What did the Greeks do in Portugal last summer to so offend Cruyff, other than play to their very limits and expose, cruelly at times, the top nations? Surely a better target for Cruyff would have been the pathetic meanderings of his own Dutch team, whose coach, Dick Advocaat, came up with the soaring master plan of pulling off Robben after he had inspired an almost instant 2-0 lead over the impressive Czechs. Result, Netherlands 2, Czech Republic 3.
This, hard though it is to believe, is Cruyff on Mourinho's staggering rise to the mountain top of coaching, "At half-time [when Chelsea led Barça 1-0 before having Drogba so dubiously dismissed] I heard how some people were pointing out Chelsea's great defensive organisation. So you spend millions and millions of euros to make your team a defensive rock and hope that a moment of quality up front will end up giving you a win. What do we want ... results above all else ... clinging to the idea that the ends always justify the means?"
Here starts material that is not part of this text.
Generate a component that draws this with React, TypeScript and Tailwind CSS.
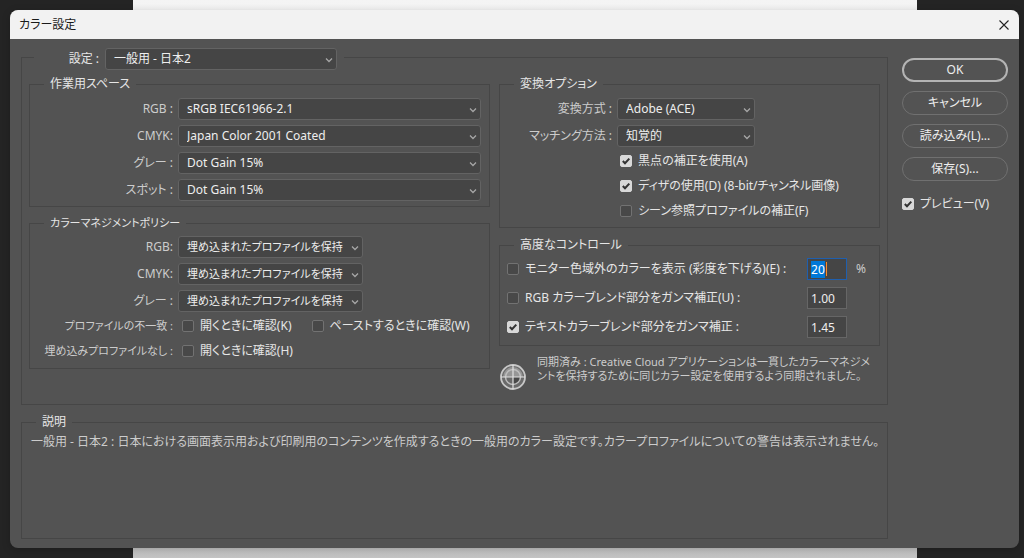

And then, atop this great pile of platitudes, comes Cruyff's logical pièce de résistance. "Mourinho's own public will end up bored with it."
Absolutely, Johan, but how long do you suggest it will take? Maybe a thousand years? One reason we can't simply consign Cruyff's argument to football's ever-growing mound of failed logic, is that for obvious reasons he is a man who still wields vast influence. In Barcelona he has elected himself as the great club's conscience. Back in Amsterdam a whiff of Cruyff disapproval can be very bad news indeed for an aspiring football man. Unfortunately, too, there is a consistent thread of bitterness in Cruyff's reading of football development, which is odd in that few men seem less qualified for angst.
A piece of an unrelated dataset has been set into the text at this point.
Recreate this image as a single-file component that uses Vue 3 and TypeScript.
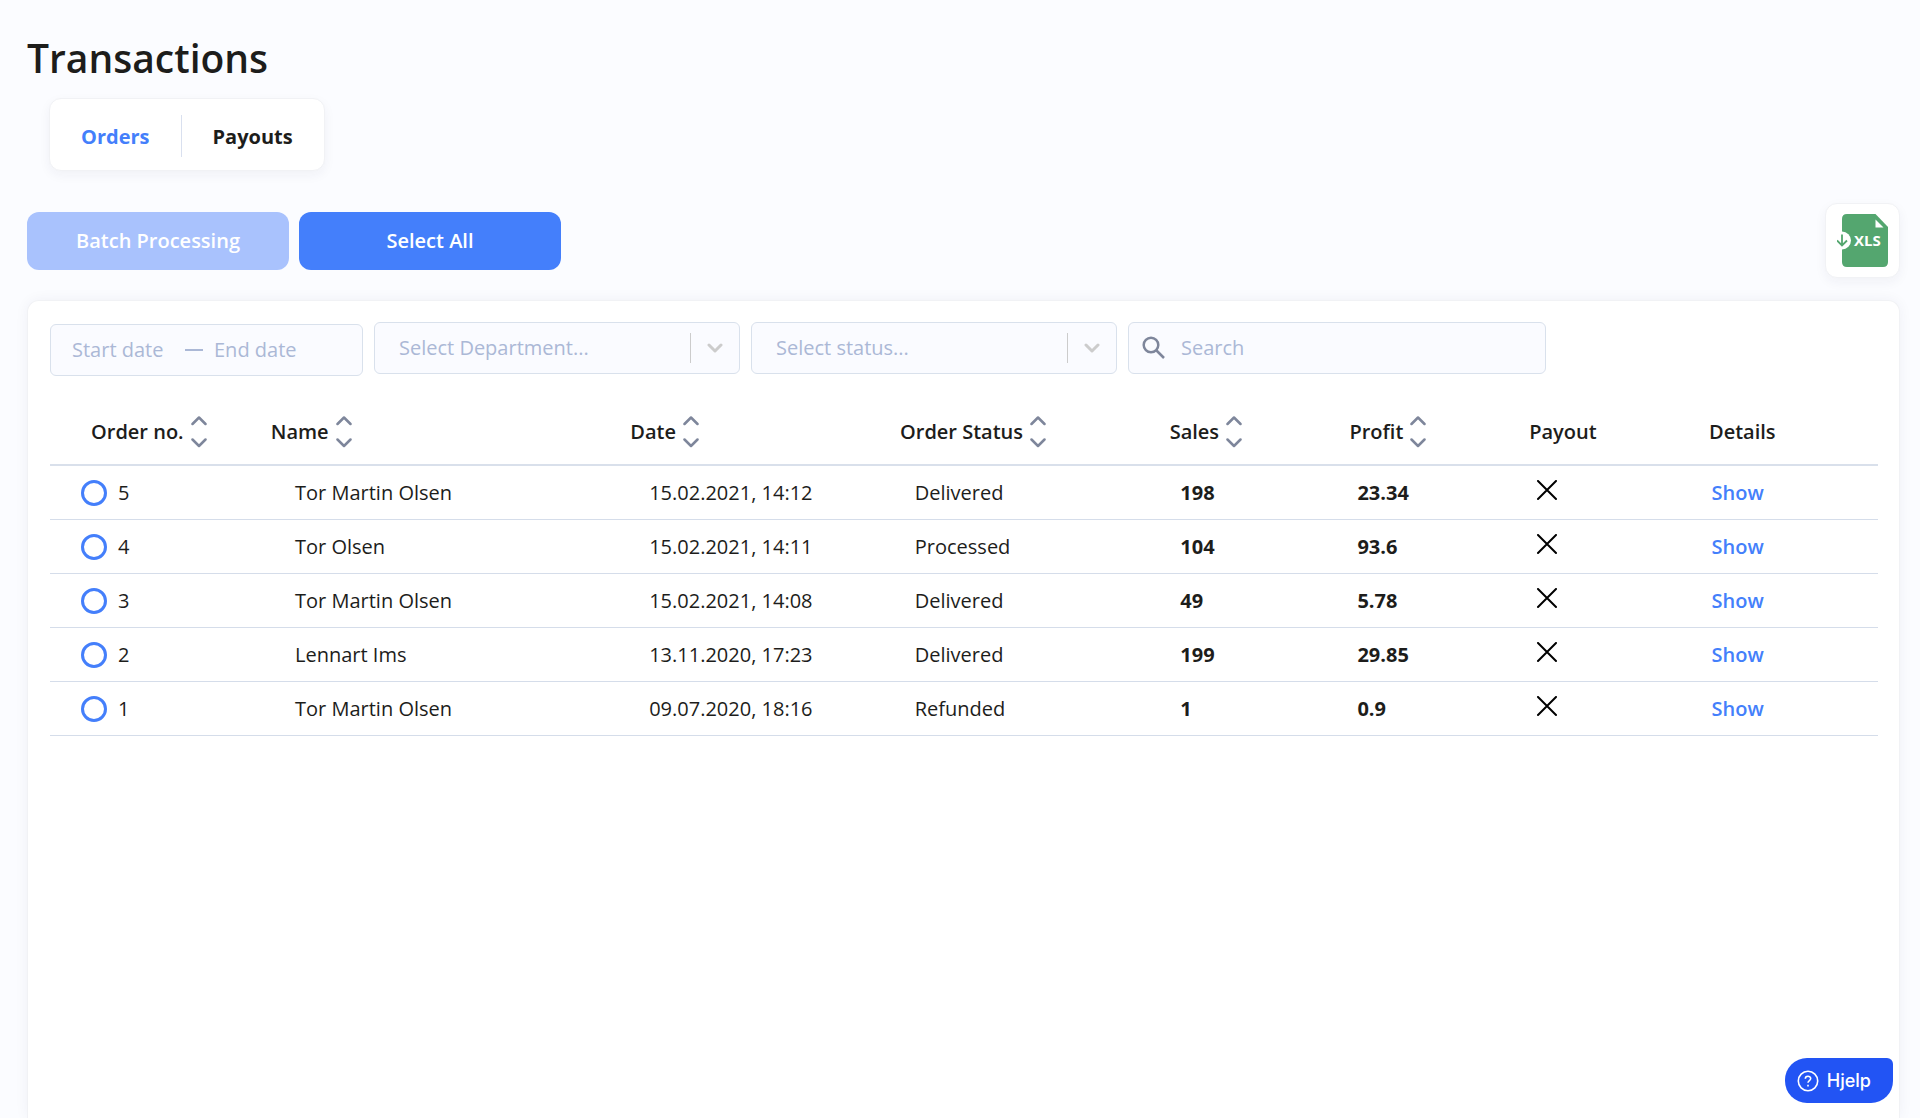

True, he suffered bitter disappointment when his thrilling Dutch team failed to win the World Cup of 1974, choosing to put humiliation of their bitter rivals, Germany, before a measured march to the trophy their virtuosity had long demanded. But then few would exclude him from the top five of players who have graced the game - and, in 1992, his elegant and much respected Barça team rolled smoothly to the European Cup. It means that we are forced to speculate a little on the grounds of his antipathy towards Mourinho. Maybe it is simply that old distaste of great players for coaches whose own achievements on the field have been so slight. Perhaps he believes, and not in total solitude, that Mourinho's self-regard has reached insufferable levels.
However, even legends have certain responsibilities. One of them is to correctly identify those who are warping the spirit of the game. Mourinho, let's be very sure about this, is, for the time being at least, simply not guilty.
In Porto his work was stunning. Defence was a priority, no doubt, but no team has had significant success without it. Look at the free-fall of Real Madrid since they abandoned this basic principle. Why have Arsenal fallen back so dismayingly? Why do Manchester United enter San Siro with such foreboding tomorrow night? Because of weakness in defence.
In Porto Mourinho had the craftsman Deco as his most important player. At Chelsea he has brought on Frank Lampard as a driving midfielder quite as dramatically as he has developed the defensive certainty of John Terry; under him, Robben and Duff have become two of Europe's best forwards.
On the day of his greatest test as Chelsea manager fair play insists that these not inconsiderable matters should be placed on the record.
Mourinho may have invited criticism recently, but perhaps we should take a broader look at his meaning as a football man. When we do that, Cruyff's charges are sadly demeaning. They are also utterly daft.